AVAILABLE DATA –
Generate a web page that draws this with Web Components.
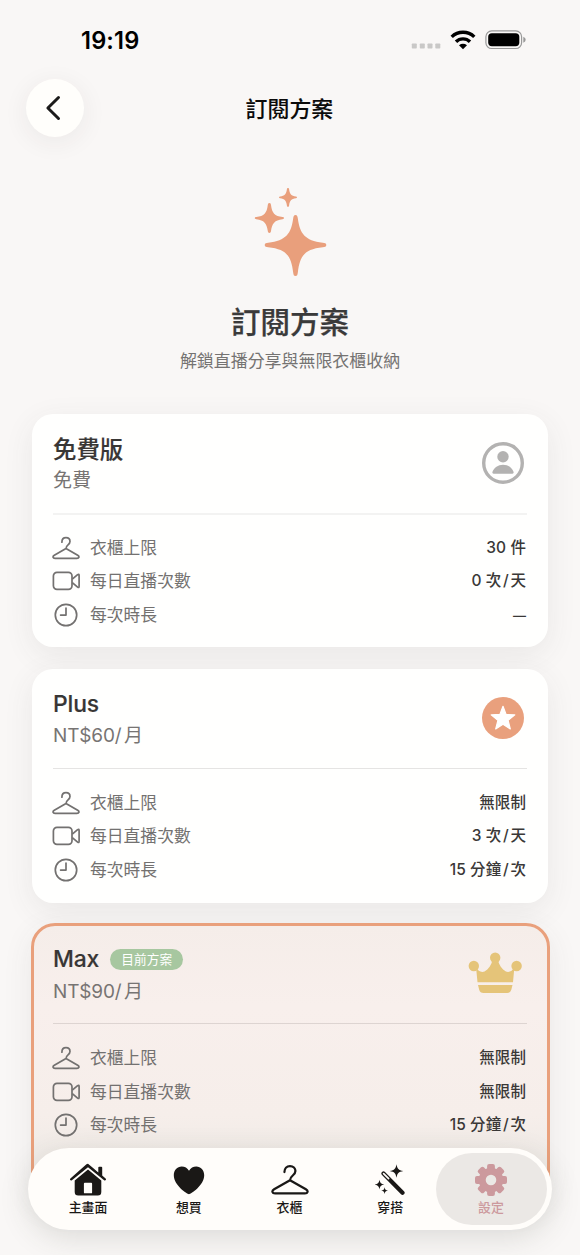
<!DOCTYPE html>
<html lang="zh-Hant">
<head>
<meta charset="utf-8">
<title>訂閱方案</title>
<style>
html,body{margin:0;height:1255px;overflow:hidden;background:#f9f7f6}
body{font-family:Inter,"Noto Sans CJK TC",sans-serif;color:#3a3a3a}
</style>
</head>
<body>
<subscription-screen></subscription-screen>
<script>
const define = (name, html) => customElements.define(name, class extends HTMLElement {
  constructor() {
    super();
    const t = document.createElement('template');
    t.innerHTML = typeof html === 'function' ? html(this) : html;
    this.attachShadow({mode: 'open'}).append(t.content.cloneNode(true));
  }
});

const hangerPath = '<path d="M9.9 6.2C9.9 3.4 11.6 1.6 14 1.6c2.4 0 4 1.7 4 3.8 0 3.5-4 3.3-4 7L2.3 19.3C.2 20.6.9 22.4 3 22.4h22c2.1 0 2.8-1.8.7-3.1L14 12.4" fill="none" stroke="currentColor" stroke-linecap="round" stroke-linejoin="round"/>';
const tooth = [0,45,90,135,180,225,270,315].map(a => `<rect x="12.1" y="0" width="7.8" height="9" rx="2" transform="rotate(${a} 16 16)"/>`).join('');
const icons = {
  hanger: [28, 24, `<g stroke-width="1.7">${hangerPath}</g>`],
  hangerLarge: [38, 32, `<g transform="scale(1.357 1.31)" stroke-width="1.65">${hangerPath}</g>`],
  video: [28, 20, '<g fill="none" stroke="currentColor" stroke-width="1.7" stroke-linejoin="round"><rect x="1.400" y="1.400" width="18.600" height="17" rx="3.600"/><path d="M20.300 8.200 25.600 3.700Q27.100 2.600 27.100 4.500V15.300Q27.100 17.200 25.600 16.100L20.300 11.600"/></g>'],
  clock: [24, 24, '<g fill="none" stroke="currentColor" stroke-width="1.7" stroke-linecap="round" stroke-linejoin="round"><circle cx="12" cy="12" r="10.7"/><path d="M12 5v7.1H6.6"/></g>'],
  person: [42, 42, '<circle cx="21" cy="21" r="19.3" fill="none" stroke="currentColor" stroke-width="3.400"/><circle cx="21" cy="14.7" r="5.7" fill="currentColor"/><path d="M11.6 31.7c-1.2 0-1.5-.9-1-2.1 1.4-4 5.500-6.900 10.400-6.900s9 2.900 10.400 6.900c.5 1.200.2 2.100-1 2.100z" fill="currentColor"/>'],
  star: [42, 42, '<circle cx="21" cy="21" r="21" fill="currentColor"/><path d="m21 9.300 3.100 8.100 8.700.5-6.700 5.500 2.200 8.500-7.300-4.700-7.300 4.700 2.200-8.500-6.700-5.500 8.700-.5z" fill="#fff" stroke="#fff" stroke-width="1.200" stroke-linejoin="round"/>'],
  crown: [54, 42, '<g fill="currentColor"><circle cx="5.800" cy="14" r="5.200"/><circle cx="27.200" cy="5.700" r="5.200"/><circle cx="48.600" cy="14" r="5.200"/><path d="M8 15c2 4 4.800 5.700 8.500 4.600 4-2.600 7-6.500 8-11.600h5.400c1 5.100 4 9 8 11.600 3.700 1.100 6.500-.6 8.500-4.600L45 30.300H9.500zM10 33h34.500l-1.200 4.700q-.9 3.300-4.300 3.300H15.500q-3.400 0-4.300-3.300z"/></g>'],
  sparkles: [74, 90, '<g fill="currentColor"><path d="M41.500 28c1.700 0 2 1.300 2.300 3.300 2 15.200 7 22.500 25 24.400 2 .2 3.500.7 3.500 2.300s-1.500 2.100-3.500 2.300c-18 2-23 8.200-25 25.400-.3 2-.600 3.300-2.300 3.300s-2-1.300-2.300-3.300c-2-17.200-7-23.400-25-25.400-2-.2-3.500-.7-3.500-2.300s1.500-2.100 3.500-2.300c18-1.900 23-9.200 25-24.400.3-2 .600-3.300 2.300-3.300zM15.400 16c1.200 0 1.400.9 1.600 2 1 8 3.600 11.200 11.500 12 .9.100 1.500.4 1.500 1.100s-.600 1-1.500 1.100c-7.900.8-10.500 4.300-11.500 11.900-.2 1.100-.4 1.900-1.600 1.900s-1.400-.8-1.600-1.900c-1-7.600-3.600-11.100-11.500-11.900C1.400 32.100.8 31.800.8 31.100s.600-1 1.500-1.100c7.900-.8 10.500-4 11.500-12 .2-1.100.4-2 1.600-2zM34 1c.8 0 1 .6 1.100 1.300.6 4.700 2.200 6.600 6.800 7.200.700.100 1.100.4 1.100.900s-.4.800-1.100.900c-4.600.600-6.200 2.500-6.800 7.200-.1.700-.3 1.300-1.100 1.300s-1-.6-1.100-1.300c-.6-4.700-2.200-6.600-6.800-7.200-.700-.100-1.100-.4-1.100-.900s.4-.8 1.100-.900c4.600-.600 6.200-2.500 6.800-7.200C33 1.600 33.200 1 34 1z"/></g>'],
  back: [20, 28, '<path d="M15.500 3.500 4.900 14 15.500 24.500" fill="none" stroke="currentColor" stroke-width="3" stroke-linecap="round" stroke-linejoin="round"/>'],
  dots: [30, 6, '<g fill="#c9c8c7"><rect x=".8" y=".5" width="5" height="5" rx=".7"/><rect x="8.800" y=".5" width="5" height="5" rx=".7"/><rect x="16.500" y=".5" width="5" height="5" rx=".7"/><rect x="24.300" y=".5" width="5" height="5" rx=".7"/></g>'],
  wifi: [26, 20, '<g fill="none" stroke="currentColor" stroke-width="3.400"><path d="M1.700 6.900q4.700-4.600 11.300-4.600t11.300 4.600"/><path d="M6 11.800q2.900-2.900 7-2.900t7 2.900"/></g><path d="M9 15.300q4-2.900 8 0l-4 4z" fill="currentColor"/>'],
  battery: [42, 20, '<rect x=".9" y=".9" width="35.700" height="17.600" rx="5.800" fill="none" stroke="#999" stroke-width="1.200"/><rect x="3.200" y="3.200" width="31.100" height="13" rx="3.700" fill="#000"/><path d="M38.300 6.700q2.400.8 2.400 3t-2.400 3z" fill="#999"/>'],
  home: [38, 34, '<g fill="currentColor"><path d="m19 .8 4.800 4 5.500 4.700V4.600q0-.8.900-.8h2.100q.9 0 .9.800v8l3.400 2.900q.9.800.2 1.600t-1.700.1L19 4.200 2.900 17.200q-1 .7-1.700-.1t.2-1.600L16.600 2.100Q18 .8 19 .8z"/><path fill-rule="evenodd" d="m19 6.600 13.300 10.900V29q0 3.500-3.500 3.500H9.200q-3.500 0-3.500-3.500V17.500zm-3.200 13.200q-.9 0-.9.900v8.700q0 .9.900.9h6.400q.9 0 .9-.9v-8.700q0-.9-.9-.9z"/></g>'],
  heart: [32, 30, '<path d="M16 29.200C14 29.200.8 20.200.8 10.300.8 5 4.200 1.500 8.700 1.500c3.100 0 5.700 1.500 7.300 4.200 1.600-2.700 4.200-4.200 7.300-4.200 4.500 0 7.900 3.500 7.900 8.800C31.200 20.200 18 29.200 16 29.200z" fill="currentColor"/>'],
  wand: [30, 32, '<path d="M8.500 9.500 27.500 28.700" stroke="currentColor" stroke-width="4.200" stroke-linecap="round"/><path d="m8.600 9.600 5 5" stroke="#fffdfa" stroke-width="1.700" stroke-linecap="round"/><g fill="currentColor"><path d="M21.500.2c1 4.900 1.900 5.800 6.800 6.800-4.900 1-5.800 1.900-6.800 6.800-1-4.900-1.900-5.800-6.800-6.800 4.900-1 5.800-1.900 6.800-6.800zM4.500 15.800c.7 3.400 1.400 4.100 4.800 4.800-3.400.7-4.100 1.400-4.800 4.800-.7-3.400-1.400-4.100-4.800-4.800 3.400-.7 4.100-1.400 4.800-4.800zM9.600 23.200c.5 2.500 1 3 3.400 3.400-2.400.5-2.900 1-3.400 3.400-.5-2.400-1-2.900-3.400-3.400 2.400-.4 2.900-.9 3.400-3.400z"/></g>'],
  gear: [32, 32, `<g fill="currentColor">${tooth}</g><circle cx="16" cy="16" r="8.800" fill="none" stroke="currentColor" stroke-width="7"/>`]
};
define('app-icon', el => {
  const [w, h, body] = icons[el.getAttribute('name')];
  return `<style>:host{display:inline-flex;flex:none}svg{display:block}</style><svg width="${w}" height="${h}" viewBox="0 0 ${w} ${h}">${body}</svg>`;
});

define('status-bar', `<style>
:host{display:flex;height:79px;box-sizing:border-box;padding:0 53px 0 81px;justify-content:space-between;align-items:center;color:#000}
time{font-size:23.600px;font-weight:600;letter-spacing:.15px;line-height:30px;margin-top:3px}
div{display:flex;align-items:center;gap:9px}
.dots{margin-top:13px}
</style><time>19:19</time><div><app-icon class="dots" name="dots"></app-icon><app-icon name="wifi"></app-icon><app-icon name="battery"></app-icon></div>`);

define('nav-header', `<style>
:host{display:grid;grid-template-columns:58px 1fr 58px;height:58px;padding:0 27.600px 0 26.400px;align-items:center}
button{all:unset;width:58px;height:58px;border-radius:50%;background:#fffefb;box-shadow:0 5px 26px rgba(60,40,40,.07);display:flex;align-items:center;justify-content:center;color:#1c1b1a}
app-icon{margin-right:4px}
h1{margin:2px 0 0;text-align:center;font-size:21.900px;font-weight:500;line-height:30px;color:#0b0b0b;-webkit-text-stroke:.1px}
</style><button aria-label="返回"><app-icon name="back"></app-icon></button><h1><slot></slot></h1>`);

define('plan-hero', `<style>
:host{display:flex;flex-direction:column;align-items:center;padding-top:50px;height:226.600px}
app-icon{color:#e99f7c;margin-left:1.500px}
h2{margin:25px 0 0;font-size:29.500px;font-weight:500;line-height:40px;-webkit-text-stroke:.25px}
p{margin:9px 0 0;font-size:16.950px;line-height:20px;color:#757372}
</style><app-icon name="sparkles"></app-icon><h2><slot name="title"></slot></h2><p><slot name="subtitle"></slot></p>`);

define('plan-card', el => `<style>
:host{display:block;box-sizing:border-box;height:233.700px;padding:19px 21px 0;margin:0 32px 21.600px;border-radius:21px;background:#fffffe;box-shadow:0 8px 30px rgba(70,75,65,.085)}
:host([current]){height:277px;margin:-1.300px 30.500px 0;padding:17.300px 19.500px 0;border:3px solid #e9a07c;border-radius:24px;background:linear-gradient(#f5ede9,#f8efec 80px,#f6eeea 190px,#f0ebe7 225px)}
header{display:flex;justify-content:space-between;height:80px}
.name{display:flex;align-items:center;gap:11px;height:31px;margin-top:1px}
h3{margin:0;font-size:23.400px;line-height:31px;font-weight:500;color:#383635;-webkit-text-stroke:.15px}
:host([latin]) h3{letter-spacing:-.15px;font-size:22.900px}
.price{font-size:19px;line-height:30px;height:30px;margin-top:1.500px;color:#777473}
:host([latin]) .price{letter-spacing:-.15px}
.mark{margin:9px 3.500px 0 0}
:host([current]) .mark{margin:9.300px 5px 0 0}
hr{margin:0;border:0;height:1px;background:#e5e4e3}
:host(:not([latin])) hr{height:2px;margin-bottom:-1px;background:#f3f3f2}
:host([current]) hr{background:#ddd4d1}
section{padding-top:17.200px;display:grid;grid-auto-rows:33.500px}
</style><header><div><div class="name"><h3><slot name="name"></slot></h3><slot name="badge"></slot></div><div class="price"><slot name="price"></slot></div></div><app-icon class="mark" name="${el.getAttribute('mark')}" style="color:${el.getAttribute('tint')}"></app-icon></header><hr><section><slot></slot></section>`);

define('plan-badge', `<style>:host{display:block;height:21px;line-height:21px;padding:0 11px;border-radius:11px;background:#a7c7a0;color:#fff;font-size:12.700px;letter-spacing:.1px}</style><slot></slot>`);

define('plan-feature', el => `<style>
:host{display:flex;align-items:center;height:33.500px;color:#737170}
.i{width:27px;display:flex;justify-content:center;margin:0 11px 0 -1px}
.l{font-size:16.800px;line-height:24px;flex:1}
.v{font-size:15.500px;line-height:24px;font-weight:500;letter-spacing:.08px;color:#3a3837;margin-right:1px}
</style><span class="i"><app-icon name="${el.getAttribute('icon')}"></app-icon></span><span class="l"><slot></slot></span><span class="v"><slot name="value"></slot></span>`);

define('tab-item', el => `<style>
:host{display:flex;flex-direction:column;align-items:center;box-sizing:border-box;width:111px;height:72px;margin:0 -5.150px;border-radius:36px;color:#1a1816}
:host([active]){background:#ebe8e5;color:#cc999d;margin:0 -6.150px 0 -4.150px;padding-right:2px}
.i{height:38px;margin-top:8px;display:flex;align-items:center}
.l{font-size:12.900px;font-weight:500;line-height:18px}
</style><span class="i"><app-icon name="${el.getAttribute('icon')}"></app-icon></span><span class="l"><slot></slot></span>`);

define('tab-bar', `<style>:host{display:flex;box-sizing:border-box;justify-content:center;align-items:center;height:82px;width:524px;padding-right:1px;border-radius:41px;background:#fffdfa;box-shadow:0 8px 30px rgba(60,65,55,.15)}</style><slot></slot>`);

define('subscription-screen', `<style>
:host{display:block;position:relative;height:1255px;overflow:hidden}
tab-bar{position:absolute;left:28px;top:1148px}
.slash{margin:0 1.500px 0 1.800px}
.dash{font-size:13px}
</style>
<status-bar></status-bar>
<nav-header>訂閱方案</nav-header>
<plan-hero><span slot="title">訂閱方案</span><span slot="subtitle">解鎖直播分享與無限衣櫃收納</span></plan-hero>
<plan-card mark="person" tint="#b3b2b1"><span slot="name">免費版</span><span slot="price">免費</span>
<plan-feature icon="hanger">衣櫃上限<span slot="value">30 件</span></plan-feature>
<plan-feature icon="video">每日直播次數<span slot="value">0 次<span class="slash">/</span>天</span></plan-feature>
<plan-feature icon="clock">每次時長<span slot="value" class="dash">—</span></plan-feature></plan-card>
<plan-card latin mark="star" tint="#e9a07d"><span slot="name">Plus</span><span slot="price">NT$60/<span style="margin-left:2.500px">月</span></span>
<plan-feature icon="hanger">衣櫃上限<span slot="value">無限制</span></plan-feature>
<plan-feature icon="video">每日直播次數<span slot="value">3 次<span class="slash">/</span>天</span></plan-feature>
<plan-feature icon="clock">每次時長<span slot="value">15 分鐘<span class="slash">/</span>次</span></plan-feature></plan-card>
<plan-card latin current mark="crown" tint="#e5c479"><span slot="name">Max</span><plan-badge slot="badge">目前方案</plan-badge><span slot="price">NT$90/<span style="margin-left:2.500px">月</span></span>
<plan-feature icon="hanger">衣櫃上限<span slot="value">無限制</span></plan-feature>
<plan-feature icon="video">每日直播次數<span slot="value">無限制</span></plan-feature>
<plan-feature icon="clock">每次時長<span slot="value">15 分鐘<span class="slash">/</span>次</span></plan-feature></plan-card>
<tab-bar><tab-item icon="home">主畫面</tab-item><tab-item icon="heart">想買</tab-item><tab-item icon="hangerLarge">衣櫃</tab-item><tab-item icon="wand">穿搭</tab-item><tab-item icon="gear" active>設定</tab-item></tab-bar>`);
</script>
</body>
</html>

WHAT YOU HAVE TO DO – Every line in the data that holds "this" should be copied out.

RESULT OF THE TASK –
Generate a web page that draws this with Web Components.
    t.innerHTML = typeof html === 'function' ? html(this) : html;
    this.attachShadow({mode: 'open'}).append(t.content.cloneNode(true));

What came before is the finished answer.